Beauty supremo. Tick.
Interview style. Tick.
Heavily branded digital environment. Tick.
Confident as hell. Tick.
Hitting the issue head on. Tick.
Challenging you to disbelieve the emperor and his courtiers. Tick.
So much good marketing that I can’t help to admire. Not that I agree with the aim or the claim but it’s done incredibly well and sitting amidst the long, well crafted stream of written, video and podcast (they’ve even renamed them ‘Molecasts’) material, it presents a view of the world that is difficult to disagree with. A world in which it might actually be possible that your own nose can’t smell something but everyone else can. A world in which you might look a bit stupid if you don’t go along with it. A world in which if you play the part of the child who calls it out, you can expect your peers to laugh at you while the whole parade carries on regardless.

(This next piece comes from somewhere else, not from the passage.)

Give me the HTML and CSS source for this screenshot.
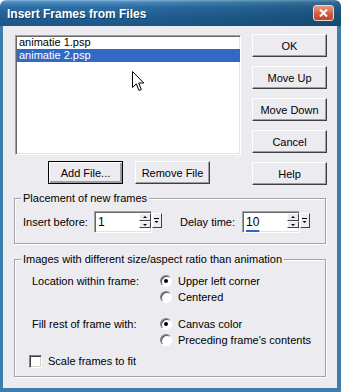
FILE: index.html
```html
<!DOCTYPE html>
<html lang="en">
<head>
    <meta charset="UTF-8">
    <meta name="viewport" content="width=device-width, initial-scale=1.0">
    <title>Insert Frames from Files</title>
    <link rel="stylesheet" href="styles.css">
</head>
<body>
    <div class="window">
        <div class="titlebar">
            <span class="title">Insert Frames from Files</span>
            <button class="close" aria-label="Close">
                <svg width="9" height="8" viewBox="0 0 9 8"><path d="M1 0.5L8 7.5M8 0.5L1 7.5" stroke="#fff" stroke-width="2"/></svg>
            </button>
        </div>
        <div class="frame">
            <div class="top">
                <div class="files">
                    <div class="listbox">
                        <div class="item">animatie 1.psp</div>
                        <div class="item selected">animatie 2.psp</div>
                        <svg class="cursor" width="13" height="21" viewBox="0 0 13 21">
                            <path d="M0.5 0.5V16.5L4.3 12.8L7 19.5L9.3 18.5L6.7 12H11.8Z" fill="#fff" stroke="#000" stroke-width="1" stroke-linejoin="miter"/>
                        </svg>
                    </div>
                    <div class="file-buttons">
                        <button class="btn default">Add File...</button>
                        <button class="btn">Remove File</button>
                    </div>
                </div>
                <div class="side-buttons">
                    <button class="btn">OK</button>
                    <button class="btn">Move Up</button>
                    <button class="btn">Move Down</button>
                    <button class="btn">Cancel</button>
                    <button class="btn">Help</button>
                </div>
            </div>

            <fieldset class="group placement">
                <legend>Placement of new frames</legend>
                <div class="spin-row">
                    <span class="spin-label insert">Insert before:</span>
                    <div class="spin">
                        <div class="spin-edit">
                            <span class="value">1</span>
                            <span class="arrows"><span class="arrow up"></span><span class="arrow down"></span></span>
                        </div>
                        <span class="drop"><svg width="6" height="7" viewBox="0 0 6 7"><path d="M0 1.5H5" stroke="#000"/><path d="M0.5 4H4.5L2.5 6Z" fill="#000"/></svg></span>
                    </div>
                    <span class="spin-label delay">Delay time:</span>
                    <div class="spin">
                        <div class="spin-edit">
                            <span class="value focused">10</span>
                            <span class="arrows"><span class="arrow up"></span><span class="arrow down"></span></span>
                        </div>
                        <span class="drop"><svg width="6" height="7" viewBox="0 0 6 7"><path d="M0 1.5H5" stroke="#000"/><path d="M0.5 4H4.5L2.5 6Z" fill="#000"/></svg></span>
                    </div>
                </div>
            </fieldset>

            <fieldset class="group images">
                <legend>Images with different size/aspect ratio than animation</legend>
                <div class="option-row">
                    <span class="option-label">Location within frame:</span>
                    <div class="radios">
                        <label class="radio-item"><span class="radio checked"></span>Upper left corner</label>
                        <label class="radio-item"><span class="radio"></span>Centered</label>
                    </div>
                </div>
                <div class="option-row fill">
                    <span class="option-label">Fill rest of frame with:</span>
                    <div class="radios">
                        <label class="radio-item"><span class="radio checked"></span>Canvas color</label>
                        <label class="radio-item"><span class="radio"></span>Preceding frame's contents</label>
                    </div>
                </div>
                <label class="check-item"><span class="checkbox"></span>Scale frames to fit</label>
            </fieldset>
        </div>
    </div>
</body>
</html>
```

FILE: styles.css
```css
body {
    margin: 0;
    font-family: "Liberation Sans", Arial, sans-serif;
    font-size: 11px;
    color: #000;
    background: #ffffff;
}

.window {
    width: 341px;
    height: 392px;
    display: flex;
    flex-direction: column;
}

.titlebar {
    height: 26px;
    flex: none;
    display: flex;
    align-items: center;
    justify-content: space-between;
    padding: 0 7px 0 7px;
    box-sizing: border-box;
    border-radius: 6px 6px 0 0;
    background:
        linear-gradient(to right, rgba(0, 0, 0, 0) 35%, rgba(8, 50, 70, 0.35) 100%),
        linear-gradient(to bottom, #8dbbdc 0, #4b8cc0 2px, #2d6fa5 7px, #225f94 16px, #1d5686 100%);
}

.title {
    color: #fff;
    font-weight: bold;
    font-size: 12px;
    padding-top: 1px;
    text-shadow: 1px 1px #0d3a60;
}

.close {
    width: 21px;
    height: 16px;
    padding: 0;
    display: flex;
    align-items: center;
    justify-content: center;
    border: 1px solid #f0d6cc;
    border-radius: 3px;
    background: linear-gradient(to bottom, #e99a82, #d0593b 60%, #c0472c);
}

.frame {
    flex: 1;
    background: #ecebf0;
    border: solid #3e7cae;
    border-width: 0 4px 4px 3px;
    padding: 8px 10px 0 11px;
}

.top {
    display: flex;
}

.listbox {
    position: relative;
    width: 226px;
    height: 120px;
    box-sizing: border-box;
    margin: 1px 0 0 1px;
    padding: 0 0 0 1px;
    background: #fff;
    border: 1px solid;
    border-color: #a0a0a0 #fff #fff #a0a0a0;
    box-shadow: inset 1px 1px #696969, inset -1px -1px #e3e3e3;
}

.item {
    line-height: 13px;
    padding-left: 2px;
}

.item.selected {
    background: #316ac5;
    color: #fff;
}

.cursor {
    position: absolute;
    left: 116px;
    top: 35px;
}

.file-buttons {
    display: flex;
    gap: 12px;
    margin: 6px 0 0 34px;
}

.side-buttons {
    display: flex;
    flex-direction: column;
    gap: 9px;
    margin-left: 11px;
}

.btn {
    width: 75px;
    height: 23px;
    padding: 0;
    font-family: inherit;
    font-size: 11px;
    color: #000;
    background: #ecebf0;
    border: 1px solid;
    border-color: #fff #404040 #404040 #fff;
    box-shadow: inset -1px -1px #9d9da1;
}

.btn.default {
    border-color: #000;
    box-shadow: inset 1px 1px #fff, inset -2px -2px #9d9da1;
}

.group {
    width: 312px;
    box-sizing: border-box;
    min-width: 0;
    margin: 7px 0 0;
    padding: 0;
    border: 1px solid #a3a2a8;
    box-shadow: inset 1px 1px #fff, 1px 1px #fff;
}

.group legend {
    margin-left: 6px;
    padding: 0 2px;
    line-height: 13px;
    background: #ecebf0;
}

.group.images {
    margin-top: 9px;
}

.spin-row {
    display: flex;
    align-items: center;
    height: 22px;
    margin: 6px 0 10px 8px;
}

.spin-label.insert {
    width: 71px;
}

.spin-label.delay {
    width: 62px;
    margin-left: 18px;
}

.spin {
    display: flex;
    align-items: flex-start;
    height: 22px;
}

.spin-edit {
    width: 58px;
    height: 22px;
    box-sizing: border-box;
    display: flex;
    justify-content: space-between;
    align-items: center;
    padding: 0 0 0 3px;
    background: #fff;
    border: 1px solid;
    border-color: #a0a0a0 #fff #fff #a0a0a0;
    box-shadow: inset 1px 1px #696969, inset -1px -1px #e3e3e3;
}

.value {
    font-size: 12px;
}

.value.focused {
    text-decoration: underline;
    text-decoration-color: #3264c0;
    text-decoration-thickness: 2px;
    text-underline-offset: 4px;
}

.arrows {
    display: flex;
    flex-direction: column;
    width: 12px;
    align-self: flex-start;
    margin-top: 1px;
}

.arrow {
    height: 8px;
    box-sizing: border-box;
    display: flex;
    align-items: center;
    justify-content: center;
    background: #ecebf0;
    border: 1px solid;
    border-color: #fff #404040 #404040 #fff;
}

.arrow.down {
    height: 7px;
}

.arrow.up::before,
.arrow.down::before {
    content: "";
    border-left: 2px solid transparent;
    border-right: 2px solid transparent;
}

.arrow.up::before {
    border-bottom: 2px solid #000;
}

.arrow.down::before {
    border-top: 2px solid #000;
}

.drop {
    width: 10px;
    height: 15px;
    margin-top: 2px;
    box-sizing: border-box;
    display: flex;
    align-items: center;
    justify-content: center;
    background: #ecebf0;
    border: 1px solid;
    border-color: #fff #404040 #404040 #fff;
}

.option-row {
    display: flex;
    margin: 7px 0 0 17px;
}

.option-row.fill {
    margin-top: 11px;
}

.option-label {
    width: 128px;
    line-height: 16px;
}

.radio-item {
    display: flex;
    align-items: center;
    gap: 6px;
    height: 16px;
}

.radio {
    width: 12px;
    height: 12px;
    box-sizing: border-box;
    display: flex;
    align-items: center;
    justify-content: center;
    border-radius: 50%;
    background: #fff;
    border: 1px solid;
    border-color: #808080 #fff #fff #808080;
    box-shadow: inset 1px 1px #505050;
}

.radio.checked::after {
    content: "";
    width: 4px;
    height: 4px;
    border-radius: 50%;
    background: #000;
}

.check-item {
    display: flex;
    align-items: center;
    gap: 6px;
    height: 16px;
    margin: 5px 0 7px 14px;
}

.checkbox {
    width: 13px;
    height: 13px;
    box-sizing: border-box;
    background: #fff;
    border: 1px solid;
    border-color: #808080 #fff #fff #808080;
    box-shadow: inset 1px 1px #404040, inset -1px -1px #d4d0c8;
}
```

What is being sold here is belief. The scent of belief. A bottle of belief. That is what is intoxicating people. Wrapped up in excellent marketing that plays on the tendency of humans to want to be part of the crowd rather than the odd one out. Plays on the fear of being ostracised for not being one of those on the inside. Luckily I don’t live in a world where I worry about that too much.
So how much does belief cost?
You’d imagine that it would be incredibly expensive. Something this special, unqiue and miraculous. Well, it’s currently £76 per 100ml. Not cheap no, but not expensive. Jimmy Choo Eau de Perfume is £82 per 100ml today and Tiffany & Co Tiffany Eau de Parfum For Her is £102 for only 75ml. So what does that tell us? Pricing is a key consideration in marketing tactics. One of the big four. There is a two way relationship between perception of quality and price. At this price is Molecule 1, with all of its unique, scientific wonder at the right price? Should it cost more if the amazing story is true? Or is the price itself a sign that the product owner isn’t telling us the whole story?
I like an empirical test. I am part scientist after all. Or you could say I fell for it but for different reasons. Either way the Emperor, sorry CEO, now has my hard earned pennies if not my belief. My wife first pointed out the product and then understandably got cross with me due to my reaction. Seeing how people use marketing to influence others makes me cynical. I’m working on it. To make it up to her, she has a bottle, that the kids wrapped up last night to give to her this Sunday morning (Mother’s day), or afternoon depending when the oldest one becomes conscious. I think we’ll take turns to spray it on each other and see what is what.
If you are interested, get in touch to find out whether any of us could smell the damn thing.
The gift was received. It was appreciated. It was opened and sprayed. We could all smell it. Whether the wearer or the witness. To be fair the witness could smell it more strongly than the wearer but still, we could all sense its presence. Verdict. It smells good.